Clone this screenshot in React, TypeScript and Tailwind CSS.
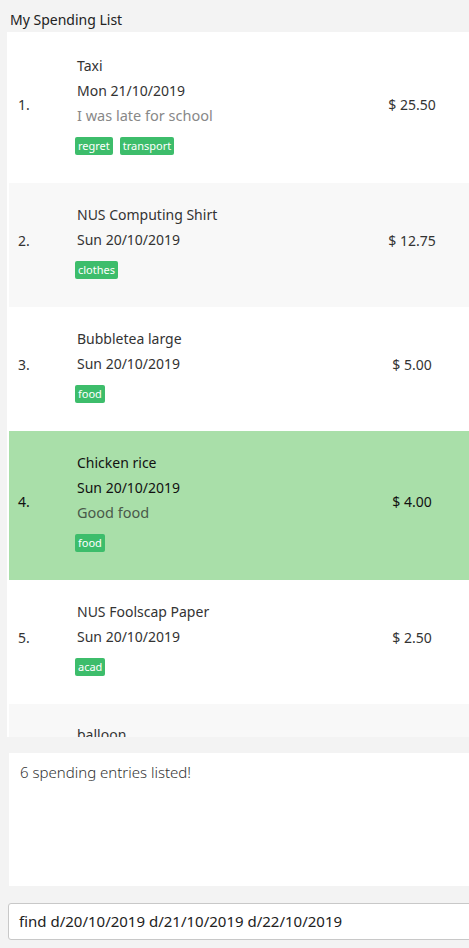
import React from "react";

interface Spending {
  id: number;
  name: string;
  date: string;
  remark?: string;
  tags: string[];
  amount: string;
}

const entries: Spending[] = [
  { id: 1, name: "Taxi", date: "Mon 21/10/2019", remark: "I was late for school", tags: ["regret", "transport"], amount: "$ 25.50" },
  { id: 2, name: "NUS Computing Shirt", date: "Sun 20/10/2019", tags: ["clothes"], amount: "$ 12.75" },
  { id: 3, name: "Bubbletea large", date: "Sun 20/10/2019", tags: ["food"], amount: "$ 5.00" },
  { id: 4, name: "Chicken rice", date: "Sun 20/10/2019", remark: "Good food", tags: ["food"], amount: "$ 4.00" },
  { id: 5, name: "NUS Foolscap Paper", date: "Sun 20/10/2019", tags: ["acad"], amount: "$ 2.50" },
];

const SELECTED = 4;

const SpendingCard = ({ item }: { item: Spending }) => {
  const selected = item.id === SELECTED;
  const bg = selected ? "bg-[#a9dfa9]" : item.id % 2 === 0 ? "bg-[#f8f8f8]" : "bg-white";
  const main = selected ? "text-[#111]" : "text-[#333]";
  return (
    <div className={`flex items-center pt-[19px] pb-[28px] ${bg}`}>
      <div className={`w-[68px] pl-[9px] text-[14px] ${main}`}>{item.id}.</div>
      <div className="flex-1 flex flex-col">
        <div className={`h-[25px] leading-[25px] text-[14px] ${main}`}>{item.name}</div>
        <div className={`h-[25px] leading-[25px] text-[14px] ${main}`}>{item.date}</div>
        {item.remark && (
          <div className={`h-[25px] leading-[25px] text-[14.5px] ${selected ? "text-[#4a5a4a]" : "text-[#888]"}`}>{item.remark}</div>
        )}
        <div className="flex gap-[7px] mt-[9px] -ml-[2px]">
          {item.tags.map((t) => (
            <span key={t} className="h-[18px] leading-[18px] px-[3px] rounded-[2px] bg-[#3dbd6b] text-white text-[11px]">
              {t}
            </span>
          ))}
        </div>
      </div>
      <div className={`w-[96px] mr-[38px] text-center text-[14px] ${main}`}>{item.amount}</div>
    </div>
  );
};

export default function App() {
  return (
    <div className="w-[469px] h-[948px] overflow-hidden bg-[#f3f3f3]" style={{ fontFamily: '"Noto Sans", "Open Sans", sans-serif' }}>
      <div className="w-[500px] flex flex-col">
        <div className="h-[32px] pl-[10px] pt-[9px] text-[14px] leading-[22px] text-[#222]">My Spending List</div>

        {/* list panel */}
        <div className="ml-[7px] h-[705px] bg-white p-[2px] overflow-hidden">
          <div className="flex flex-col">
            {entries.map((e) => (
              <SpendingCard key={e.id} item={e} />
            ))}
            {/* 6th entry, scrolled mostly out of view */}
            <div className="h-[60px] bg-[#f8f8f8] pt-[18px] pl-[68px] text-[14px] leading-[25px] text-[#333]">balloon</div>
          </div>
        </div>

        {/* result box */}
        <div className="mt-[16px] ml-[9px] h-[133px] bg-white pt-[9px]">
          <p className="ml-[11px] text-[15px] leading-[20px] font-light text-[#333]">6 spending entries listed!</p>
        </div>

        {/* command box */}
        <div className="mt-[17px] ml-[8px] h-[37px] bg-white border border-[#c8c8c8] rounded-[3px] pl-[10px] flex items-center text-[15px] text-[#222]">
          find d/20/10/2019 d/21/10/2019 d/22/10/2019
        </div>
      </div>
    </div>
  );
}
☆ ☆ ☆
Using the data above, print every line exactly, omitting pictures.

Clone this screenshot in React, TypeScript and Tailwind CSS.
import React from "react";

interface Spending {
  id: number;
  name: string;
  date: string;
  remark?: string;
  tags: string[];
  amount: string;
}

const entries: Spending[] = [
  { id: 1, name: "Taxi", date: "Mon 21/10/2019", remark: "I was late for school", tags: ["regret", "transport"], amount: "$ 25.50" },
  { id: 2, name: "NUS Computing Shirt", date: "Sun 20/10/2019", tags: ["clothes"], amount: "$ 12.75" },
  { id: 3, name: "Bubbletea large", date: "Sun 20/10/2019", tags: ["food"], amount: "$ 5.00" },
  { id: 4, name: "Chicken rice", date: "Sun 20/10/2019", remark: "Good food", tags: ["food"], amount: "$ 4.00" },
  { id: 5, name: "NUS Foolscap Paper", date: "Sun 20/10/2019", tags: ["acad"], amount: "$ 2.50" },
];

const SELECTED = 4;

const SpendingCard = ({ item }: { item: Spending }) => {
  const selected = item.id === SELECTED;
  const bg = selected ? "bg-[#a9dfa9]" : item.id % 2 === 0 ? "bg-[#f8f8f8]" : "bg-white";
  const main = selected ? "text-[#111]" : "text-[#333]";
  return (
    <div className={`flex items-center pt-[19px] pb-[28px] ${bg}`}>
      <div className={`w-[68px] pl-[9px] text-[14px] ${main}`}>{item.id}.</div>
      <div className="flex-1 flex flex-col">
        <div className={`h-[25px] leading-[25px] text-[14px] ${main}`}>{item.name}</div>
        <div className={`h-[25px] leading-[25px] text-[14px] ${main}`}>{item.date}</div>
        {item.remark && (
          <div className={`h-[25px] leading-[25px] text-[14.5px] ${selected ? "text-[#4a5a4a]" : "text-[#888]"}`}>{item.remark}</div>
        )}
        <div className="flex gap-[7px] mt-[9px] -ml-[2px]">
          {item.tags.map((t) => (
            <span key={t} className="h-[18px] leading-[18px] px-[3px] rounded-[2px] bg-[#3dbd6b] text-white text-[11px]">
              {t}
            </span>
          ))}
        </div>
      </div>
      <div className={`w-[96px] mr-[38px] text-center text-[14px] ${main}`}>{item.amount}</div>
    </div>
  );
};

export default function App() {
  return (
    <div className="w-[469px] h-[948px] overflow-hidden bg-[#f3f3f3]" style={{ fontFamily: '"Noto Sans", "Open Sans", sans-serif' }}>
      <div className="w-[500px] flex flex-col">
        <div className="h-[32px] pl-[10px] pt-[9px] text-[14px] leading-[22px] text-[#222]">My Spending List</div>

        {/* list panel */}
        <div className="ml-[7px] h-[705px] bg-white p-[2px] overflow-hidden">
          <div className="flex flex-col">
            {entries.map((e) => (
              <SpendingCard key={e.id} item={e} />
            ))}
            {/* 6th entry, scrolled mostly out of view */}
            <div className="h-[60px] bg-[#f8f8f8] pt-[18px] pl-[68px] text-[14px] leading-[25px] text-[#333]">balloon</div>
          </div>
        </div>

        {/* result box */}
        <div className="mt-[16px] ml-[9px] h-[133px] bg-white pt-[9px]">
          <p className="ml-[11px] text-[15px] leading-[20px] font-light text-[#333]">6 spending entries listed!</p>
        </div>

        {/* command box */}
        <div className="mt-[17px] ml-[8px] h-[37px] bg-white border border-[#c8c8c8] rounded-[3px] pl-[10px] flex items-center text-[15px] text-[#222]">
          find d/20/10/2019 d/21/10/2019 d/22/10/2019
        </div>
      </div>
    </div>
  );
}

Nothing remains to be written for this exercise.